On the Nystrom Approximation for Preconditioning in Kernel Machines
Amirhesam Abedsoltan, Parthe Pandit, Luis Rademacher, Mikhail Belkin
TL;DR
This work tackles the conditioning challenge in scalable kernel methods by analyzing Nyström-based approximations to spectral preconditioners for gradient-based optimization. It establishes a rigorous bound showing that a Nyström sample size of $s = \Omega\left(\frac{\log^4 n}{\varepsilon^4}\right)$ suffices to ensure $\kappa(\mathcal{P}_{s,q}^{1/2}\mathcal{K}\mathcal{P}_{s,q}^{1/2}) \le (1+\varepsilon)^4 \kappa(\mathcal{P}_q\mathcal{K})$ with high probability, i.e., near-exact speed-ups with substantially reduced storage and setup costs.

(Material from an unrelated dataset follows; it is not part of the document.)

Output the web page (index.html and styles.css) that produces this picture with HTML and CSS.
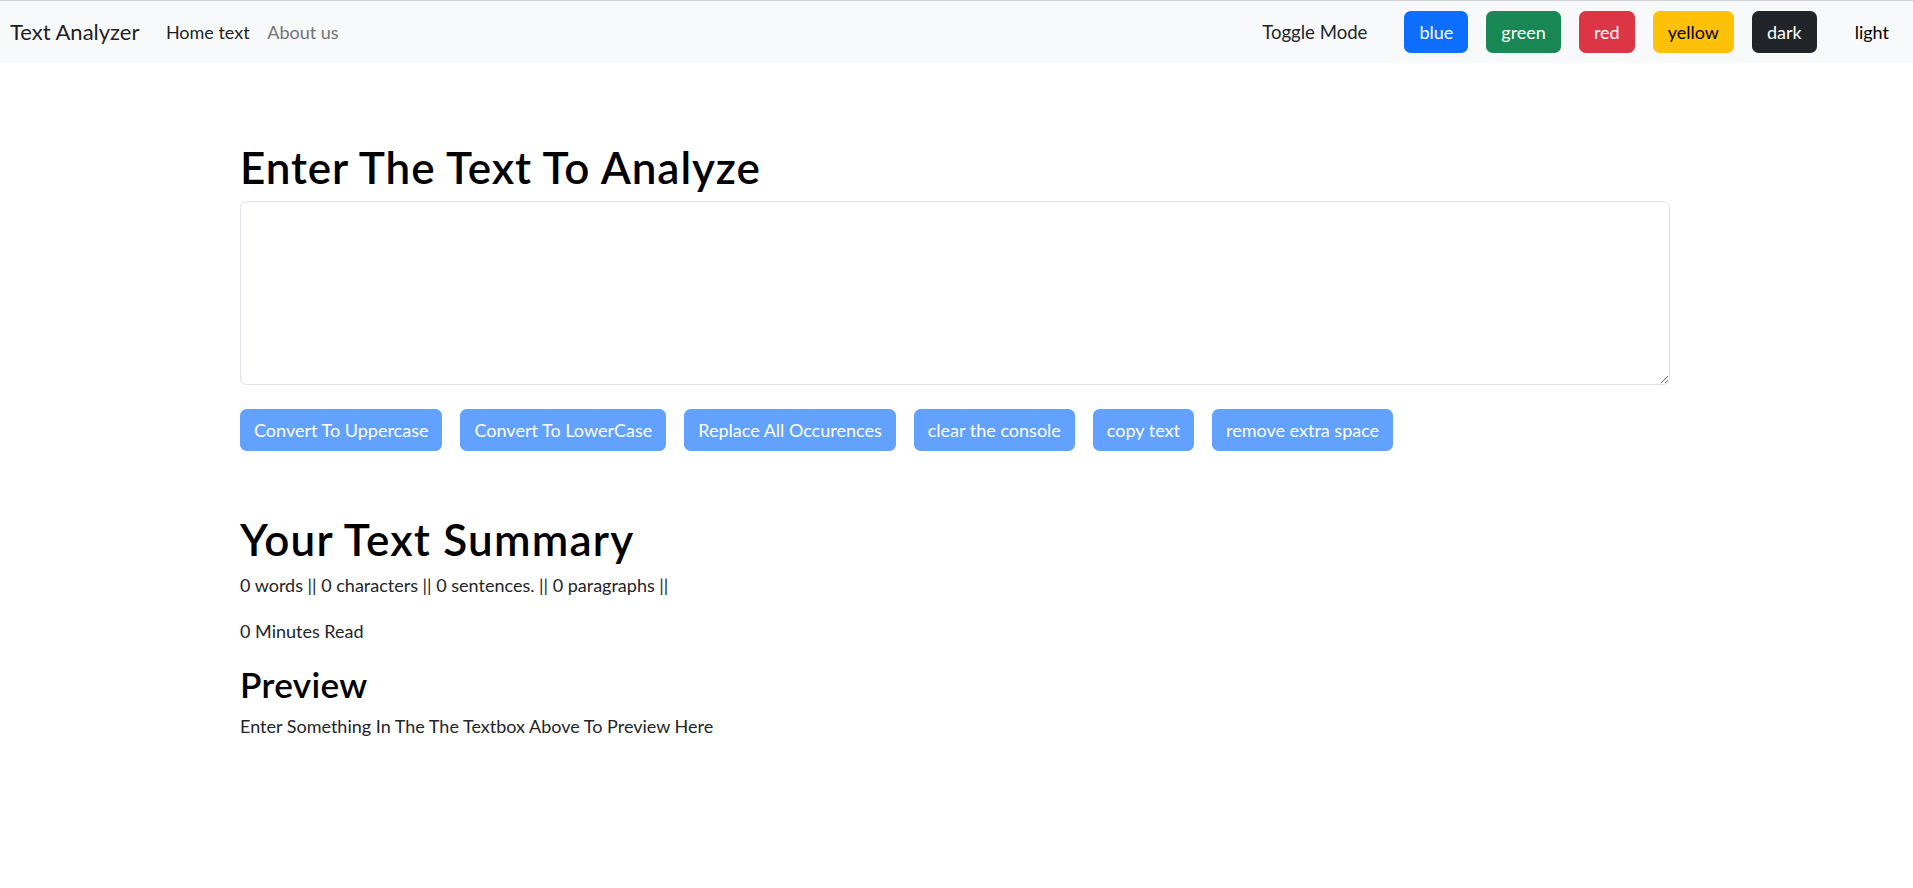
FILE: index.html
```html
<!DOCTYPE html>
<html lang="en">
<head>
<meta charset="utf-8">
<title>Text Analyzer</title>
<link rel="stylesheet" href="styles.css">
</head>
<body>
<nav class="navbar">
  <div class="nav-left">
    <a class="brand" href="#">Text Analyzer</a>
    <a class="nav-link active" href="#">Home text</a>
    <a class="nav-link" href="#">About us</a>
  </div>
  <div class="nav-right">
    <span class="toggle-label">Toggle Mode</span>
    <button class="btn btn-blue">blue</button>
    <button class="btn btn-green">green</button>
    <button class="btn btn-red">red</button>
    <button class="btn btn-yellow">yellow</button>
    <button class="btn btn-dark">dark</button>
    <button class="btn btn-light">light</button>
  </div>
</nav>
<main class="container">
  <h1 class="title">Enter The Text To Analyze</h1>
  <textarea class="textbox"></textarea>
  <div class="actions">
    <button class="action">Convert To Uppercase</button>
    <button class="action">Convert To LowerCase</button>
    <button class="action">Replace All Occurences</button>
    <button class="action">clear the console</button>
    <button class="action">copy text</button>
    <button class="action">remove extra space</button>
  </div>
  <h1 class="title summary-title">Your Text Summary</h1>
  <p class="stat">0 words || 0 characters || 0 sentences. || 0 paragraphs ||</p>
  <p class="stat">0 Minutes Read</p>
  <h2 class="sub">Preview</h2>
  <p class="preview">Enter Something In The The Textbox Above To Preview Here</p>
</main>
</body>
</html>
```
FILE: styles.css
```css
* { box-sizing: border-box; }
body {
  margin: 0;
  font-family: Lato, "Open Sans", sans-serif;
  font-size: 18px;
  line-height: 26.4px;
  color: #212529;
  background: #fff;
}
.navbar {
  height: 63px;
  border-top: 1px solid #d3d3d3;
  background: #f8f9fa;
  display: flex;
  align-items: center;
  padding: 0 9px 0 10px;
}
.nav-left { display: flex; align-items: center; }
.brand {
  font-size: 22px;
  color: rgba(0,0,0,.9);
  text-decoration: none;
  margin-right: 17.6px;
}
.nav-link {
  padding: 0 8.8px;
  color: #737474;
  text-decoration: none;
}
.nav-link.active { color: rgba(0,0,0,.9); }
.nav-right { margin-left: auto; display: flex; align-items: center; gap: 18px; }
.toggle-label { margin-right: 19px; font-size: 18.6px; }
.btn {
  height: 42px;
  padding: 0 14px;
  border: 1px solid transparent;
  border-radius: 6.6px;
  font-family: inherit;
  font-size: 18px;
  color: #fff;
}
.btn-blue { background: #0d6efd; }
.btn-green { background: #198754; }
.btn-red { background: #dc3545; }
.btn-yellow { background: #ffc107; color: #000; }
.btn-dark { background: #212529; }
.btn-light { background: #f8f9fa; color: #000; margin-left: 5px; }
.container {
  width: 1430px;
  margin-left: 240px;
  padding-top: 78px;
}
.title {
  font-size: 44px;
  font-weight: 600;
  line-height: 1.2;
  letter-spacing: 0.9px;
  color: #000;
  margin: 0 0 7px;
}
.textbox {
  display: block;
  width: 100%;
  height: 184px;
  margin: 0;
  border: 1px solid #dee2e6;
  border-radius: 6.6px;
  background: #fff;
}
.actions {
  display: flex;
  gap: 18px;
  margin-top: 24px;
}
.action {
  height: 42px;
  padding: 0 14px;
  border: none;
  border-radius: 6.6px;
  background: #62a1fe;
  color: #fff;
  font-family: inherit;
  font-size: 18px;
}
.summary-title { margin: 62.6px 0 6px; letter-spacing: 1.2px; }
.stat { margin: 0 0 19px; }
.sub {
  font-size: 35.2px;
  font-weight: 600;
  line-height: 1.2;
  letter-spacing: 0.3px;
  color: #000;
  margin: 2px 0 7.5px;
}
.preview { margin: 0; }
```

The results provide concrete guidance for designing scalable preconditioned kernel methods (e.g., EigenPro variants) on large datasets by balancing sample size, accuracy, and computational overhead. Practically, this work supports efficient training of kernel machines on big data through Nyström-based spectral preconditioning and contributes to the theoretical foundations of scalable kernel optimization.
Abstract
Kernel methods are a popular class of nonlinear predictive models in machine learning. Scalable algorithms for learning kernel models need to be iterative in nature, but convergence can be slow due to poor conditioning. Spectral preconditioning is an important tool to speed-up the convergence of such iterative algorithms for training kernel models. However computing and storing a spectral preconditioner can be expensive which can lead to large computational and storage overheads, precluding the application of kernel methods to problems with large datasets. A Nystrom approximation of the spectral preconditioner is often cheaper to compute and store, and has demonstrated success in practical applications. In this paper we analyze the trade-offs of using such an approximated preconditioner. Specifically, we show that a sample of logarithmic size (as a function of the size of the dataset) enables the Nystrom-based approximated preconditioner to accelerate gradient descent nearly as well as the exact preconditioner, while also reducing the computational and storage overheads.